A smart stocking strategy is based largely on past sales histories and some trial and error, according to Zsaludko. “Dealers should stock what’s hot,” he says. “But, it’s always good to have a few supply chains on hand because everyone has different tastes.” Zsaludko says his warehouse offers same-day or next-day delivery to dealers in Michigan, Pennsylvania, Ohio and New York, as long as the requested wheel is in stock. “If I have to build it, I can deliver in four to six weeks. If I have to custom drill it for a different bolt pattern, I can get it there in 48 hours.”

Zsaludko recommends that retail dealers stay in close contact with their wheel suppliers, calling them often to find out what’s hot and what’s not. No matter how high tech and complicated the custom wheel industry becomes, success for aftermarket dealers will always come down to maintaining good old-fashioned supplier relationships.

And, since many custom wheel purchases are impulse buys, not having a wheel in stock and telling customers it will be weeks before delivery will likely mean lost sales. So, paying attention to sales trends is critical.

Supplier Outlook

What can tire dealers expect to see from wheel suppliers in the coming months? For starters, just like tire manufacturers, wheel companies, too, have had to hike prices to keep up with escalating raw material costs.

“Aluminum has risen more than 50% in the past year, copper has tripled and nickel has, as well, seen three-digit increases in the past 12 months,” says Enkei’s Escue. “At some point, the increases are passed to the consumer.”

Stallings says that steel prices have risen 300% within the last 24 months. “We have had no other choice but to pass it along to the consumer,” he says.

“As the cost of materials seems to increase daily, it is increasingly difficult for custom wheel manufacturers to remain competitively priced and simultaneously profitable,” says Sulahian. “So, most manufacturers offer a commodity brand to supplement their luxury brand offerings with volume sales.”

One market research firm predicts that wheel manufacturers will produce more styled custom steel wheels in the near future. “Aluminum wheels will continue to remain the most prominent market segment, dominating the light vehicle market, but are likely to lose a portion of marketshare to styled steel wheels from 2006 to 2012,” said a Frost & Sullivan research analyst in a June 2006 release.

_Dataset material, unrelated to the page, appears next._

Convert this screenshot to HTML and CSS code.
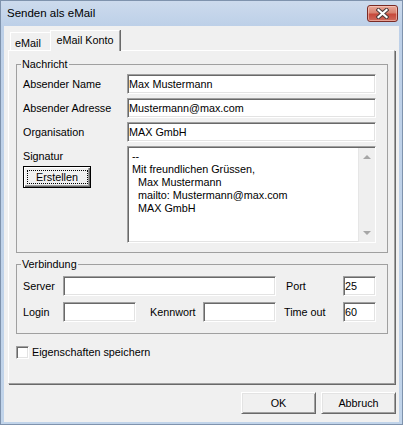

Because of recent advancements in manufacturing technologies, wheel companies are able to manufacture steel wheels that resemble aluminum ones in looks and weight, all at a reduced manufacturing cost, the report concludes.

Counter Culture?

So, the future of the custom wheel market, according to several large wheel companies, remains bright, despite the pain of living costs and a struggling middle class.

It’s an anomaly that begs for explanations. Maybe it’s the low-end consumer – exclusively – that is being pinched by economic forces, while the affluent still has plenty of money to spend on objects of desire. Perhaps there will always be a market for some luxury purchases. Maybe consumers are in a temporary state of denial, still clinging to the old days of unbridled spending.

But none of that really matters to the independent tire dealer who just wants to know if he should continue to invest in stocking and promoting those pricey, delicate custom wheels that are so difficult – and expensive – to service.

For now, the answer from wheel companies is “absolutely.”

Whatever the future holds, it’s always important for managers and owners to approach every business decision with astute, cautious optimism. The custom wheel market is no exception.